At a time when Japan is experiencing runaway inflation and even, in some parts of the country, famine, and when one employee has started to steal from her, the restaurateur struggles to keep her business afloat, and begins to question her own artistic approach to cooking. "She was sure the starving masses would not pause to appreciate the Moegi's ornate serving dishes ... They would not notice the seasonal presentations of autumn leaves and how the cold noodles had been arranged to look like a flowing river. They would laugh at her, saying she was just playing with food."
The calligrapher's job is to copy out the drafts of books by popular writers before they are carved onto wooden blocks for printing (so when they are printed, her handwriting will essentially be the book's "font"). When her publisher accuses her close friend, an author, of plagiarism in his newest book and she is unable to locate him to warn him of their intentions to renege on publishing it, she takes it upon herself to quickly rewrite the offending chapter. When he finds out what she's done, far from being grateful, he is incensed that a woman and a mere calligrapher has dared to revise his work.

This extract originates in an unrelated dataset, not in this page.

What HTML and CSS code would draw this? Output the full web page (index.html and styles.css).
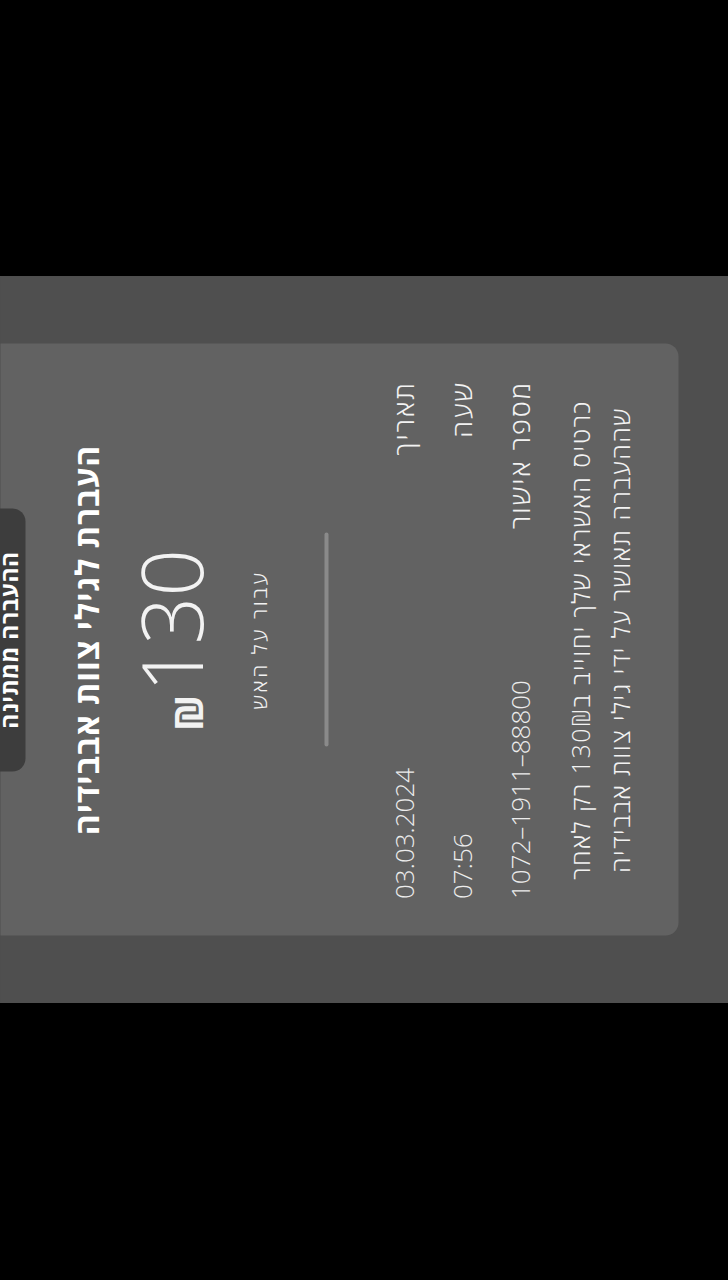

Each story focuses on one woman, yet the stories are linked by the women's ties to one another--in some cases a business connection or rivalry, and at other times a bond of friendship.
The translation doesn't feel like a translation at all. It is consistently understated and workmanlike, as in this recollection, by the woodblock-print painter, of her late father: "Yohei had been a man of few words, a trait that had earned him the nickname `the Clam.' Even if he were alive and Oichi were to tell him about her new commission, he wouldn't have said `congratulations' or anything like that. Instead, as he sat eating his dinner, his sunburned face would have broken into a smile and he would simply have held out a cup of saké for her. She wished she could see Yohei's smiling face again."
These may be fictional characters, but they feel vibrant and real, and this intimate look into their lives makes us want to know more about the colorful characters who once peopled the great city of Tokyo, and about the lives of its inhabitants today.